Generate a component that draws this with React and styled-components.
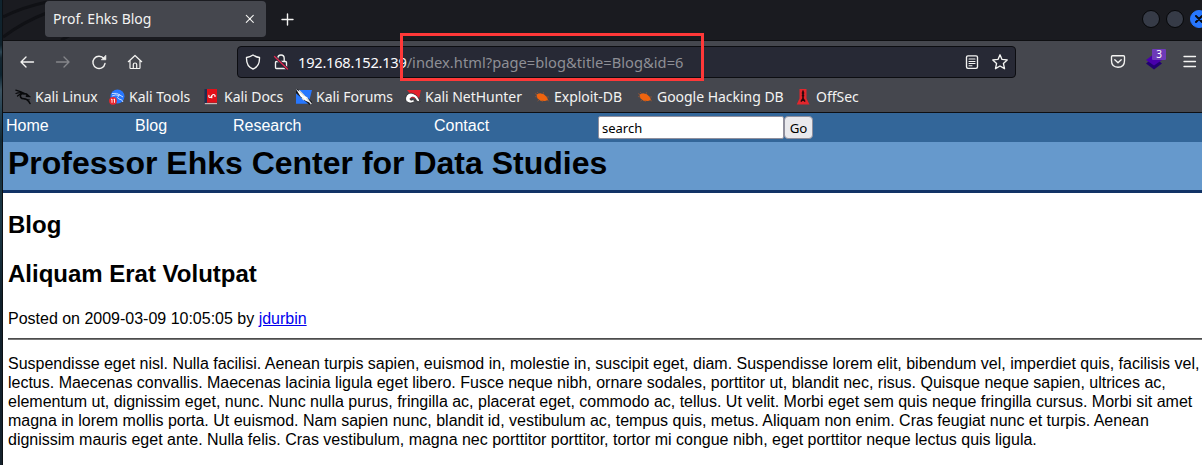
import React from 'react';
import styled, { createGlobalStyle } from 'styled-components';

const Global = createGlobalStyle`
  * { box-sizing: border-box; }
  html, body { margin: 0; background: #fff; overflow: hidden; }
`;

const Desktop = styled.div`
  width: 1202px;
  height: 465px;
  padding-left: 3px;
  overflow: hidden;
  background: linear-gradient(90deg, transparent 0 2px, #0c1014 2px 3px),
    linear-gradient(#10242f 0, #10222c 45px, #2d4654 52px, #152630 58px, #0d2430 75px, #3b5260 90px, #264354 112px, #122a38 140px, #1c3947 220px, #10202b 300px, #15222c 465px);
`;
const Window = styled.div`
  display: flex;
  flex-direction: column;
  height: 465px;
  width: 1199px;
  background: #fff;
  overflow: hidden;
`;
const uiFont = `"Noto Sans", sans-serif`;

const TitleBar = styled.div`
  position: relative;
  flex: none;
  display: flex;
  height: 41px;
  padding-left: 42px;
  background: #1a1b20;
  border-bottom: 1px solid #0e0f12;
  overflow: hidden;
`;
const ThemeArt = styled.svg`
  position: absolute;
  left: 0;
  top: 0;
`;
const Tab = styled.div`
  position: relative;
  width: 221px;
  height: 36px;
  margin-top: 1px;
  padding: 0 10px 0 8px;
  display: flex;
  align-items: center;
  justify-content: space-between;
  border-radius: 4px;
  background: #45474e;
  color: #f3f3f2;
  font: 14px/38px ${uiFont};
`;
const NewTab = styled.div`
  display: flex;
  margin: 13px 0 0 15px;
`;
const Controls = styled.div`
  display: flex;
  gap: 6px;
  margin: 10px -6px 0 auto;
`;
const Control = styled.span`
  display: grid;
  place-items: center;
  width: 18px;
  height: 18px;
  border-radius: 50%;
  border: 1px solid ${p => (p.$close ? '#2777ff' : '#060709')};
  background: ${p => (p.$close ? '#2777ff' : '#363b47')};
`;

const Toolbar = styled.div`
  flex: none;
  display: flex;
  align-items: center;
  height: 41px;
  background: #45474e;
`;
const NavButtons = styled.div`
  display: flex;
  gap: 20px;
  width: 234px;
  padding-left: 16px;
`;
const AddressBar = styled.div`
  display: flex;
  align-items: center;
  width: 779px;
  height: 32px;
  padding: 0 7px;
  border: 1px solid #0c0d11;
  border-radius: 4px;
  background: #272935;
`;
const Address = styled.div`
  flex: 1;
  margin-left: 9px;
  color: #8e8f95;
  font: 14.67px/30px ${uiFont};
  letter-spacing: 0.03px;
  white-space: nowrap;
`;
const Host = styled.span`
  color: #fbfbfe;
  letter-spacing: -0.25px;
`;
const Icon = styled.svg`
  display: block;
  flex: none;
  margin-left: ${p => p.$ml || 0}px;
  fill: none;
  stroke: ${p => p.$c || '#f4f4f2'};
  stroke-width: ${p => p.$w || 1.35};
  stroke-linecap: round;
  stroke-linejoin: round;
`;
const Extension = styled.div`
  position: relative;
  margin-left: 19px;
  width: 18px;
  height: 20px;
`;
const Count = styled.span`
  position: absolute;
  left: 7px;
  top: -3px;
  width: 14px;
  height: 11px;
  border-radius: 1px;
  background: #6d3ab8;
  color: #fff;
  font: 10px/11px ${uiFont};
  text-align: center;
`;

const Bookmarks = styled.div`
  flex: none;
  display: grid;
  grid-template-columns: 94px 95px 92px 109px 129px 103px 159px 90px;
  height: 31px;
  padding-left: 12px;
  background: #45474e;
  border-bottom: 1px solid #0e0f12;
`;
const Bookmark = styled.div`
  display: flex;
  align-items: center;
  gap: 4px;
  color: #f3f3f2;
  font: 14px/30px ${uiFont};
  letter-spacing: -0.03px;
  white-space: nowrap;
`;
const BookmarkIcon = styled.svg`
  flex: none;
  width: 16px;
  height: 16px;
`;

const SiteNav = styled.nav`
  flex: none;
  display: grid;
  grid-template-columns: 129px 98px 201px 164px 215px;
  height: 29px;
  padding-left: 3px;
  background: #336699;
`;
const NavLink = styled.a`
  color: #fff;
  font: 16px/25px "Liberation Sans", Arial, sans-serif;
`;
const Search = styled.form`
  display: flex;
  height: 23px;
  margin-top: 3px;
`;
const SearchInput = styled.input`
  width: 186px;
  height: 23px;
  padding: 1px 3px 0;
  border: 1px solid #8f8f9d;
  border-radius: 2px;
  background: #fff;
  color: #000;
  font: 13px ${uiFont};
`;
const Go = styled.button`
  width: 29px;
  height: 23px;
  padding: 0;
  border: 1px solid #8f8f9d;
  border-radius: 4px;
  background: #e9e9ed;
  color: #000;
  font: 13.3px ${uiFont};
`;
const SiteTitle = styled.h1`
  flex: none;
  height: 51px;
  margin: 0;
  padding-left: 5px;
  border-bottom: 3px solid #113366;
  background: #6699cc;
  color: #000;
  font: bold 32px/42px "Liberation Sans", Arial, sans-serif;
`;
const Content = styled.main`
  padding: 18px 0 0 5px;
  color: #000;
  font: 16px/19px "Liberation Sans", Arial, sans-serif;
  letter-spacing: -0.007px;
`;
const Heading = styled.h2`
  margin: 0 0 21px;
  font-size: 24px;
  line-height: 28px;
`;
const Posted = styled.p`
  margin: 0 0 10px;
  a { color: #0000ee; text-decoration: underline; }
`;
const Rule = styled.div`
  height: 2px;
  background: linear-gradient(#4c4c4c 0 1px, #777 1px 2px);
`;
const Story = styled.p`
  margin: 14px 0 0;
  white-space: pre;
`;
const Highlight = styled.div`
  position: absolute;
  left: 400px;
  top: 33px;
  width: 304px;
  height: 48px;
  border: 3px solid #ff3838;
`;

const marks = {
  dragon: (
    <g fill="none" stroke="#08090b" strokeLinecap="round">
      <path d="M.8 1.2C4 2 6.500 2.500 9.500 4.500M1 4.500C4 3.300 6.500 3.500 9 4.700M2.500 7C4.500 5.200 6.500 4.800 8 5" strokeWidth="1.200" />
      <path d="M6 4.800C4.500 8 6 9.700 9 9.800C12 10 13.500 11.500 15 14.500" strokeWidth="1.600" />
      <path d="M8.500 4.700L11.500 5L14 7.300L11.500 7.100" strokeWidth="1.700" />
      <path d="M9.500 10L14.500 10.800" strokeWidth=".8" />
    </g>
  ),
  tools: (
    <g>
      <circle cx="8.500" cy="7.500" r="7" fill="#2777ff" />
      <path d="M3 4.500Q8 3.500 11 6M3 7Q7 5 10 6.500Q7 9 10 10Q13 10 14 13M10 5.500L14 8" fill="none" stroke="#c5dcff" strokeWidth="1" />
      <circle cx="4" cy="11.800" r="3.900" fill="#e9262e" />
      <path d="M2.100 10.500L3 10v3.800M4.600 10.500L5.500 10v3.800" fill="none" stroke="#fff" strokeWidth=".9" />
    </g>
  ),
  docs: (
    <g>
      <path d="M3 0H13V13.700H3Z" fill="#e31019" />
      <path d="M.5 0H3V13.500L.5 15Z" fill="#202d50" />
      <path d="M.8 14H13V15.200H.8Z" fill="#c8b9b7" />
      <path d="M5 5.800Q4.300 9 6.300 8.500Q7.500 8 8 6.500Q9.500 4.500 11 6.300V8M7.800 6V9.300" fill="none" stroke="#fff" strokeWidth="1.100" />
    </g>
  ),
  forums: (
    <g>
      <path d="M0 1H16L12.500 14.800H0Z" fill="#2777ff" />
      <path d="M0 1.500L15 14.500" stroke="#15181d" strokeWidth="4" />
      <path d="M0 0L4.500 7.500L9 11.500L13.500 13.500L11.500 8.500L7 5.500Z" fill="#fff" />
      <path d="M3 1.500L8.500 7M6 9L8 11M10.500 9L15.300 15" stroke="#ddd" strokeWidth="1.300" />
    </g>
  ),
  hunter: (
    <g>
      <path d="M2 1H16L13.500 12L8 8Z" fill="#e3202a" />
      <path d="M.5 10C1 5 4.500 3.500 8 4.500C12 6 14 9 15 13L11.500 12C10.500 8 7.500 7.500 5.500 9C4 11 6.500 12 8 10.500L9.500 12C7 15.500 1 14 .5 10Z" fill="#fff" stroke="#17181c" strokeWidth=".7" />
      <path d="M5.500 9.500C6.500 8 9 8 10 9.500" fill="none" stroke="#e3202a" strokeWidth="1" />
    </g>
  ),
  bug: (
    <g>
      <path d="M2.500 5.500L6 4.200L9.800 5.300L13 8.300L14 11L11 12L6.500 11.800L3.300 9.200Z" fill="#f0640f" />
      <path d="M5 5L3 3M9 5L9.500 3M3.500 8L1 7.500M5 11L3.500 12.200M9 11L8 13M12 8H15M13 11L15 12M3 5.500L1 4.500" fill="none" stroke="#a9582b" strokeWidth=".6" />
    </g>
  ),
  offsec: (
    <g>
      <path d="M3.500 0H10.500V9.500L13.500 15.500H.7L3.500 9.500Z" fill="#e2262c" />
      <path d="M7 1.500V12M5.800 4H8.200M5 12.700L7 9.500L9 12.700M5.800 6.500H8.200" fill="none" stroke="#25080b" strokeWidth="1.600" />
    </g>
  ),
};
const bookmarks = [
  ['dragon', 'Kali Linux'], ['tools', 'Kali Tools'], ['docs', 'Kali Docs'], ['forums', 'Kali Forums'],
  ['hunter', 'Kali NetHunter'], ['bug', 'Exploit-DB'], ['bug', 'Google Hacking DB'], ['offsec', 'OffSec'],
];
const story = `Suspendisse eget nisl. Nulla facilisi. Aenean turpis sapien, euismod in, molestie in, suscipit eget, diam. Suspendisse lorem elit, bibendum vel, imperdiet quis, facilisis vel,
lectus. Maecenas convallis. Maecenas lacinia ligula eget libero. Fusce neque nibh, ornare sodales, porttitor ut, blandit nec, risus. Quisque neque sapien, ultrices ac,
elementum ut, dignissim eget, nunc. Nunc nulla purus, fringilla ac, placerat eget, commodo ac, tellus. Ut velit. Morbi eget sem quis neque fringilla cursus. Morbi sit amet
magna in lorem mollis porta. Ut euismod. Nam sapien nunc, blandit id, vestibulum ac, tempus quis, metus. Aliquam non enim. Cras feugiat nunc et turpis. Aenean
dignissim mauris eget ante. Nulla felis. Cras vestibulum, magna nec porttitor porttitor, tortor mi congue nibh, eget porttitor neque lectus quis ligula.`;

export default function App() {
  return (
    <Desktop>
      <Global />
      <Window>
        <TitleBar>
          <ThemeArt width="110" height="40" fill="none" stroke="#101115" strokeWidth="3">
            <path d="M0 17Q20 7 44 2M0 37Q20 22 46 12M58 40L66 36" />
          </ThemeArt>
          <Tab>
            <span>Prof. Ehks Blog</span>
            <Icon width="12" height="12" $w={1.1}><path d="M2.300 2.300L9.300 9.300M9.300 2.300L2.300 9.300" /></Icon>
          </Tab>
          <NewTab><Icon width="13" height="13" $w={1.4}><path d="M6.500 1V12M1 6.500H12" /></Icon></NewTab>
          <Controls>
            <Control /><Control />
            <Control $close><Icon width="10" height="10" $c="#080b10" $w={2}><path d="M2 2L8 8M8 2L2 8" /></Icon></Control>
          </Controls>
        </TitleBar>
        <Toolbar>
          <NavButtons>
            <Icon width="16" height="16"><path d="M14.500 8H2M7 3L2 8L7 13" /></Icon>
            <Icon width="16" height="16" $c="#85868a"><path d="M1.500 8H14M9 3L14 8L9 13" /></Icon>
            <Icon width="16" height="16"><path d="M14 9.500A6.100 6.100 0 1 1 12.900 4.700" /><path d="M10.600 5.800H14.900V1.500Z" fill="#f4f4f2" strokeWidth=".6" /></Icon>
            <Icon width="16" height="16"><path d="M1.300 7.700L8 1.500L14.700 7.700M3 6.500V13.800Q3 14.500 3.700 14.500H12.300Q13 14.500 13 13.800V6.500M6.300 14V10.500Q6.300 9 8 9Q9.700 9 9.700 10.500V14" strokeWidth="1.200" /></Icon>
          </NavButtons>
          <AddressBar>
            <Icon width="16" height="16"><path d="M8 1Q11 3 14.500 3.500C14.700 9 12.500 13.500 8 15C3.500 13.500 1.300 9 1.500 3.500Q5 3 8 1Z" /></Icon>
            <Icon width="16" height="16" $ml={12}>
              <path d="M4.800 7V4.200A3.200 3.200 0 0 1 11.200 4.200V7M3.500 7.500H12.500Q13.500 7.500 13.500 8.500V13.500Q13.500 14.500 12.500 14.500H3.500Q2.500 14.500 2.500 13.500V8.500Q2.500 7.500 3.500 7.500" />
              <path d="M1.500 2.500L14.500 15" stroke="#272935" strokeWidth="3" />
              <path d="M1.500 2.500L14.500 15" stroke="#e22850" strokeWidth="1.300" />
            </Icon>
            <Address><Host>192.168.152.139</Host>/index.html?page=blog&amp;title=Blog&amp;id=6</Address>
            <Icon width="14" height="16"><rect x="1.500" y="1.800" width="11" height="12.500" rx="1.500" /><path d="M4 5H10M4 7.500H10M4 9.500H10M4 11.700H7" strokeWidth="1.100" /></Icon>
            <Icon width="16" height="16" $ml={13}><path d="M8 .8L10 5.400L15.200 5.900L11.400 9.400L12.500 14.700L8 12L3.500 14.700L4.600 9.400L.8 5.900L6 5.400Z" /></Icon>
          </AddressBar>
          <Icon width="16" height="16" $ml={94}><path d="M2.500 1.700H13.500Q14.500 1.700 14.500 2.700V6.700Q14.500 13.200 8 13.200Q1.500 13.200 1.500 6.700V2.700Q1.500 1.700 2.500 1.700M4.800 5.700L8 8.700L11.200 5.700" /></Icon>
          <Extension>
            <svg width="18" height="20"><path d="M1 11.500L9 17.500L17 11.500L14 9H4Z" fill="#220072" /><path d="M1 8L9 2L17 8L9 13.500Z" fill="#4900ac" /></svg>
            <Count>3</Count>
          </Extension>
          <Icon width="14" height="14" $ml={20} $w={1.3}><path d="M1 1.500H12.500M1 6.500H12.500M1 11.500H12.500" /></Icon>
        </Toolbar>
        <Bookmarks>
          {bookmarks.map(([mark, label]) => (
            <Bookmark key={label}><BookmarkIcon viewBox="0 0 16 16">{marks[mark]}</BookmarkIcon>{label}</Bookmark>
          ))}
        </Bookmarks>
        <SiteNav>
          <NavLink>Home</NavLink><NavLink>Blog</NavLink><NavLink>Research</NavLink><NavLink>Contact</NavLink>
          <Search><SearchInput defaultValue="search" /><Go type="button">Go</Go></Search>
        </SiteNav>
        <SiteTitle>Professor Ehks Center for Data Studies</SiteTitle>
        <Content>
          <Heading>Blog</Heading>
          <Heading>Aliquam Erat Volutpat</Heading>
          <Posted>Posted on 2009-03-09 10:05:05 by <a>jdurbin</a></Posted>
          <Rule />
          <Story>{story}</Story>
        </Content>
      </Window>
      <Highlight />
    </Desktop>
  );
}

| Stated task |
Count the lines of the material that include the word "React", then report only the total.

| Right answer |
2